“I feel so strongly about the power for good that Hollywood has. I believe its influence is not only national but international.” –George Murphy
Hollywood musicals feature a wide array of performers who excelled in singing and dancing. George Murphy was one of many actors who excelled as a popular musical star, appearing in various Hollywood musicals with other top musical peers of his day. Later, he would enter into a political career as a U.S. Senator representing California, making him the first U.S. actor to be elected into statewide office, in addition to being the sole U.S. Senator with a star on the Walk of Fame.

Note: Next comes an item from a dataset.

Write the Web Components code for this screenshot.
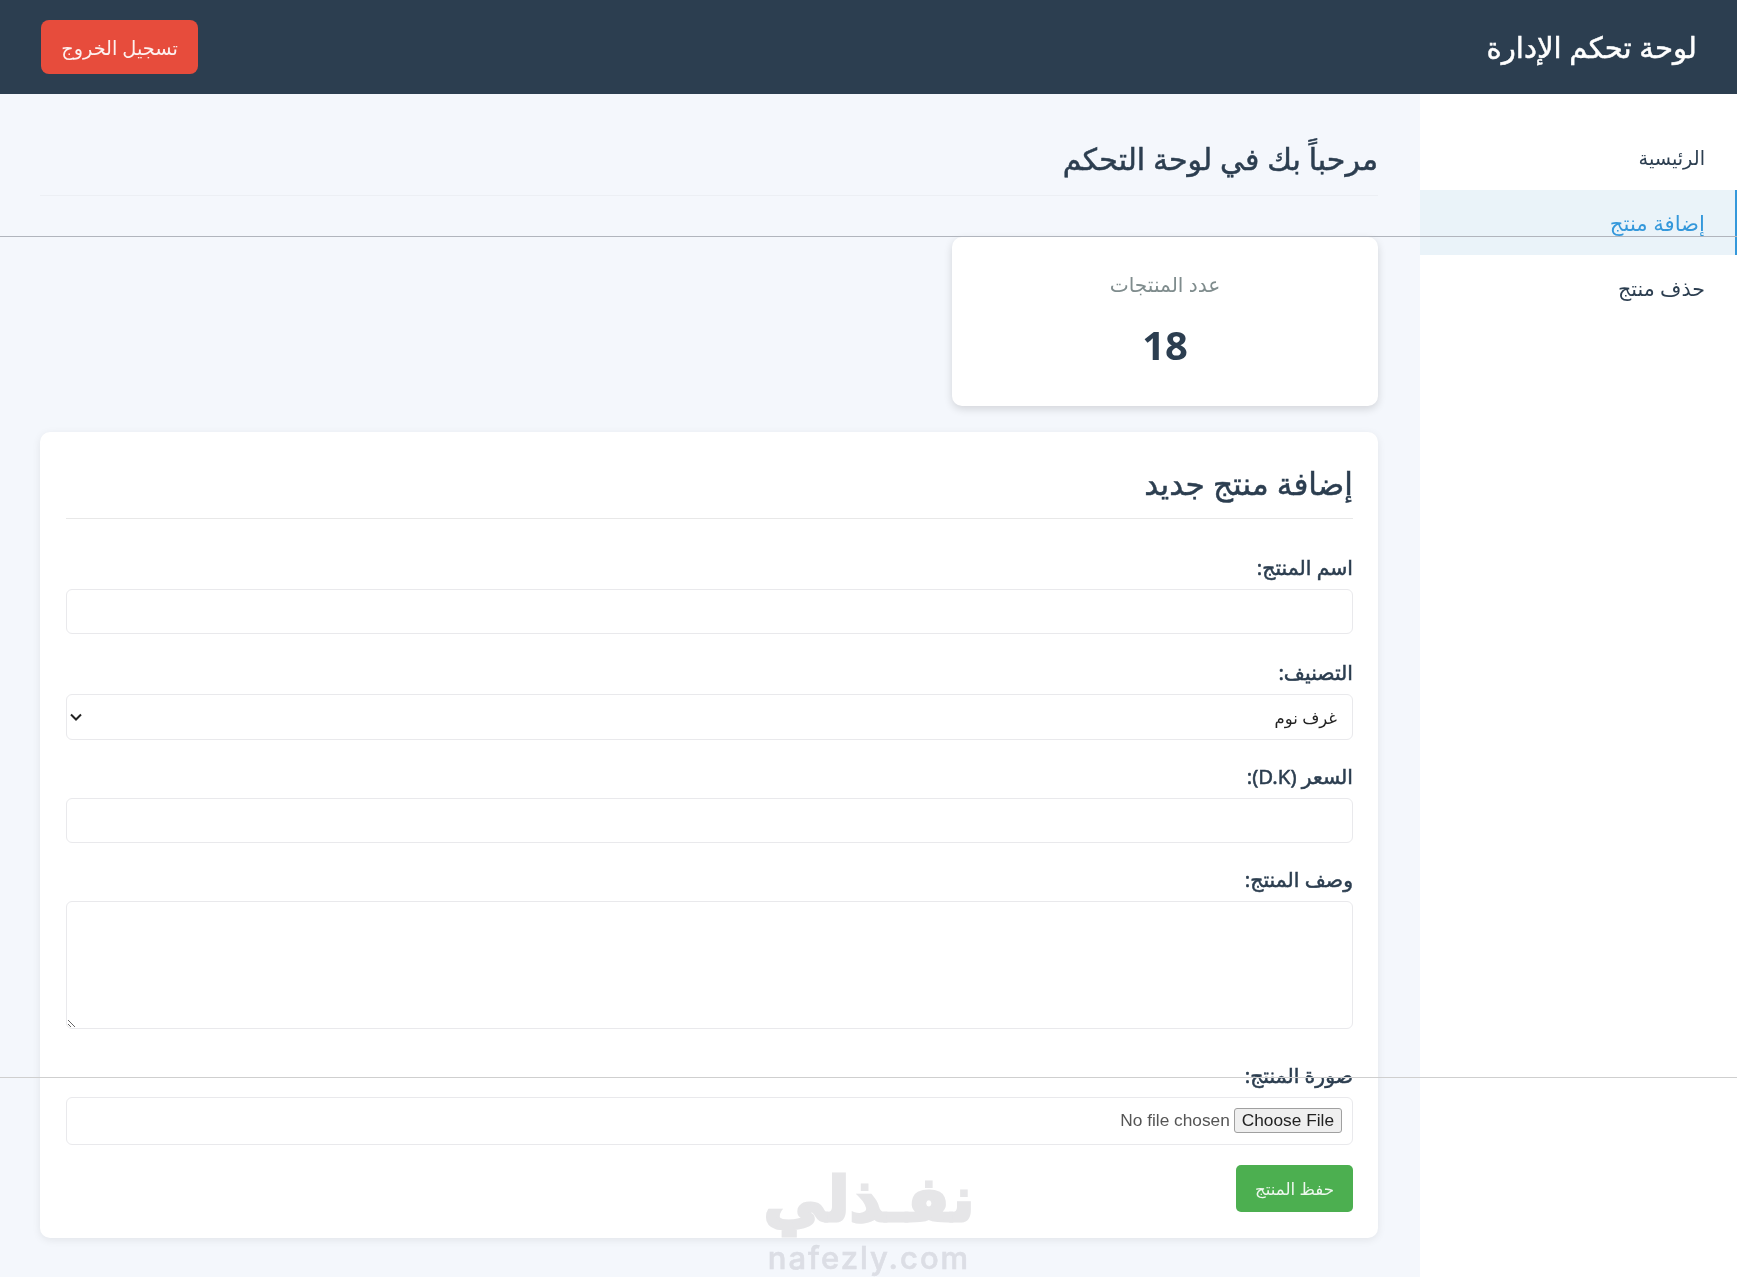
<!DOCTYPE html>
<html lang="ar" dir="rtl">
<head>
<meta charset="utf-8">
<title>لوحة تحكم الإدارة</title>
<style>
  html, body { margin: 0; height: 1277px; overflow: hidden; }
  body { font-family: "Noto Sans", "DejaVu Sans", sans-serif; background: #f4f7fc; color: #2c3e50; position: relative; }
  .shell { display: flex; height: 1183px; }
</style>
</head>
<body>
<admin-header title-text="لوحة تحكم الإدارة" action="تسجيل الخروج"></admin-header>
<div class="shell">
  <side-nav>
    <nav-item>الرئيسية</nav-item>
    <nav-item active style="--fs:21.2px">إضافة منتج</nav-item>
    <nav-item style="--fs:20.6px">حذف منتج</nav-item>
  </side-nav>
  <main-area>
    <page-title>مرحباً بك في لوحة التحكم</page-title>
    <stat-card label="عدد المنتجات" value="18"></stat-card>
    <product-form></product-form>
  </main-area>
</div>
<scan-line style="top:236px;--c:#b1b5bd"></scan-line>
<scan-line style="top:1077px;--c:#cfcfcf"></scan-line>
<water-mark></water-mark>

<script>
const define = (name, html, cls) => {
  customElements.define(name, class extends HTMLElement {
    constructor() {
      super();
      this.attachShadow({ mode: "open" }).innerHTML = html;
    }
    connectedCallback() { if (cls) cls.call(this); }
  });
};

define("admin-header", `
  <style>
    :host { display: flex; align-items: center; justify-content: space-between; height: 94px; padding: 0 40px 0 41px; box-sizing: border-box; background: #2c3e50; color: #fff; }
    h1 { margin: 0; font-size: 29.2px; font-weight: 400; -webkit-text-stroke: .5px currentColor; }
    button { width: 157px; height: 54px; border: 0; border-radius: 8px; background: #e74c3c; color: rgba(255,255,255,.92); font: inherit; font-size: 19.3px; padding: 0; }
  </style>
  <h1></h1><button></button>`, function () {
  this.shadowRoot.querySelector("h1").textContent = this.getAttribute("title-text");
  this.shadowRoot.querySelector("button").textContent = this.getAttribute("action");
});

define("side-nav", `
  <style>:host { display: block; width: 317px; flex: none; background: #fff; padding-top: 31px; box-sizing: border-box; }</style>
  <slot></slot>`);

define("nav-item", `
  <style>
    :host { display: flex; align-items: center; height: 65px; padding: 0 32px; box-sizing: border-box; font-size: var(--fs, 19.3px); color: #2c3e50; }
    :host([active]) { background: #eaf3f9; color: #3498db; border-right: 2px solid #3498db; padding-right: 30px; }
  </style>
  <slot></slot>`);

define("main-area", `
  <style>:host { display: block; flex: 1; min-width: 0; padding: 30px 42px 0 40px; box-sizing: border-box; }</style>
  <slot></slot>`);

define("page-title", `
  <style>
    :host { display: block; height: 71px; border-bottom: 1px solid #eceff4; margin-bottom: 41px; font-size: 30px; font-weight: 400; -webkit-text-stroke: .5px currentColor; }
    div { line-height: 70px; }
  </style>
  <div><slot></slot></div>`);

define("stat-card", `
  <style>
    :host { display: block; width: 426px; height: 169px; box-sizing: border-box; background: #fff; border-radius: 10px; box-shadow: 0 3px 8px rgba(0,0,0,.14); text-align: center; padding-top: 31px; margin-bottom: 26px; }
    .l { font-size: 20.2px; color: #7f8c8d; line-height: 32px; }
    .v { font-size: 40px; font-weight: 700; line-height: 50px; margin-top: 20px; font-family: "Open Sans", sans-serif; }
  </style>
  <div class="l"></div><div class="v"></div>`, function () {
  this.shadowRoot.querySelector(".l").textContent = this.getAttribute("label");
  this.shadowRoot.querySelector(".v").textContent = this.getAttribute("value");
});

define("product-form", `
  <style>
    :host { display: block; height: 806px; box-sizing: border-box; background: #fff; border-radius: 10px; box-shadow: 0 2px 8px rgba(0,0,0,.08); padding: 26px 25px 26px 26px; font-size: 18px; }
    h3 { margin: 0 0 37px; height: 61px; line-height: 50px; font-size: 31.2px; font-weight: 400; -webkit-text-stroke: .5px currentColor; border-bottom: 1px solid #e8e8e8; box-sizing: border-box; }
    label { display: block; font-weight: 400; -webkit-text-stroke: .5px currentColor; line-height: 23px; margin-bottom: 10px; color: #2c3e50; font-size: 20.4px; }
    input, select, textarea { display: block; width: 100%; box-sizing: border-box; border: 1px solid #e9e9ec; border-radius: 6px; background: #fff; font: inherit; margin: 0; }
    input { height: 45px; }
    select { height: 46px; padding: 0 15px; font-size: 16.5px; color: #222; appearance: none; }
    textarea { height: 128px; resize: vertical; }
    input[type=file] { height: 48px; padding: 10px; font: 17.3px "Liberation Sans", sans-serif; color: #555; }
    input[type=file]::file-selector-button { color: #222; background: #efefef; border: 1px solid #a0a0a0; border-radius: 3px; padding: 1px 7px; }
    button { display: block; width: 117px; height: 47px; border: 0; border-radius: 5px; background: #4caf50; color: rgba(255,255,255,.9); font: inherit; font-size: 16.7px; padding: 0; }
    .f { margin-bottom: 25px; }
    .f.first { margin-bottom: 27px; }
    .f.tall { margin-bottom: 35px; }
    .f.last { margin-bottom: 20px; }
    .pick { position: relative; }
    .pick svg { position: absolute; left: 4px; top: 17px; width: 12px; height: 12px; pointer-events: none; }
  </style>
  <h3>إضافة منتج جديد</h3>
  <div class="f first"><label>اسم المنتج:</label><input type="text"></div>
  <div class="f"><label>التصنيف:</label>
    <div class="pick"><select><option>غرف نوم</option></select>
      <svg viewBox="0 0 12 12"><path d="M1 3.5 6 8.5 11 3.5" fill="none" stroke="#222" stroke-width="2"/></svg>
    </div>
  </div>
  <div class="f"><label>السعر (D.K):</label><input type="text"></div>
  <div class="f tall"><label>وصف المنتج:</label><textarea></textarea></div>
  <div class="f last"><label>صورة المنتج:</label><input type="file"></div>
  <button>حفظ المنتج</button>`);

define("scan-line", `
  <style>:host { display: block; position: absolute; left: 0; right: 0; height: 1px; background: var(--c); }</style>`);

define("water-mark", `
  <style>
    :host { display: block; position: absolute; left: 754px; top: 1160px; width: 230px; text-align: center; color: #e6e6e8; mix-blend-mode: multiply; font-family: "DejaVu Sans", sans-serif; font-weight: 700; pointer-events: none; }
    .a { font-size: 62px; line-height: 80px; -webkit-text-stroke: 3px currentColor; }
    .b { font-size: 31px; line-height: 36px; direction: ltr; font-weight: 500; font-family: "Inter", sans-serif; letter-spacing: 2px; -webkit-text-stroke: .6px currentColor; }
  </style>
  <div class="a">نفـذلي</div><div class="b">nafezly.com</div>`);
</script>
</body>
</html>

George Lloyd Murphy was born on July 4, 1902, in New Haven, Connecticut, to Michael and Nora Murphy. His father worked as an athletic coach. Murphy was raised in the Irish Catholic tradition while attending Trinity-Pawling School, Peddie School, and later, Yale University.
During his educational career, Murphy took on several odd jobs. He secured work making tools for Ford Motor Company, and also had experience in real estate, mining, and dancing in local night clubs.
By 1926, Murphy had left Yale to pursue a career in entertainment. He married Juliet Henkel in 1926, and the two partnered together as a song-and-dance act on Broadway, residing at the Algonquin Hotel. In 1934, Juliet retired from the business to raise their family, prompting Murphy to explore a career in films. The couple would have two children, Dennis and Melissa, and remained together until Juliet’s passing in 1973.
In Hollywood, Murphy appeared in many popular musicals, including Broadway Melody of 1938 (1937), Broadway Melody of 1940 (1940), and For Me and My Gal (1942). In addition to musicals, he also appeared in comedies, such as Kid Millions (1934), The Public Menace (1935), and Hold That Co-ed (1938). During World War II, he dedicated time to organizing entertainment events for U.S. troops.
Murphy served as president of the Screen Actors guild from 1944-1946, in addition to serving as Vice President of Desilu Productions and Technicolor. By the 1950s, Murphy retired from the film industry and received an honorary Academy Award.
Murphy transitioned to a political career in 1953 when he became the director of entertainment for the Eisenhower-Nixon inauguration. He would reprise his role as director of entertainment in 1957 and 1961 before being elected as a Republican Senator in 1964. Murphy represented the state of California from 1965 to 1971. During his term, he was diagnosed with throat cancer, leading to the removal of a portion of his larynx. As a result of the procedure, he could only speak just above a whisper. Though Murphy ran for reelection, he lost to Democratic Senator John V. Tunney.
After his time as a Senator, Murphy moved to Palm Beach, Florida. He passed away on May 3, 1992, from leukemia. Murphy was 89 years old and was survived by his second wife, Bette.
Today, several locations of relevance to Murphy remain.
The Trinity-Pawling School stands 700 NY-22 in Pawling, New York.
The Peddie School also remains a boarding school at 201 S. Main St. in Highstown, New Jersey.
Of course, Yale University, also continues as a private Ivy League research university in New Haven, Connecticut.
In 1928, Murphy and Juliet were residing at the Algonquin Hotel. Today, it remains a historic hotel at 59 W. 44th St. in New York.
By 1940, he and Juliet were living at 615 N Oakhurst Dr. in Beverly Hills, California. The original home still stands and is a private residence.
Murphy also has a star on the Hollywood Walk of Fame, located on the the West side of the 1600 Vine St. block.
Interestingly, a fun tradition that Murphy started as a Senator does live on in Washington, D.C. Murphy created the “candy desk” by placing a box of confections atop his Senate desk. Once his term came to an end, the candy desk duties were passed on to a variety of successors in the Senate. Currently, Senator Pat Toomey continues the candy desk tradition.
Today, Murphy continues to be celebrated through his filmography and skills as a dancer.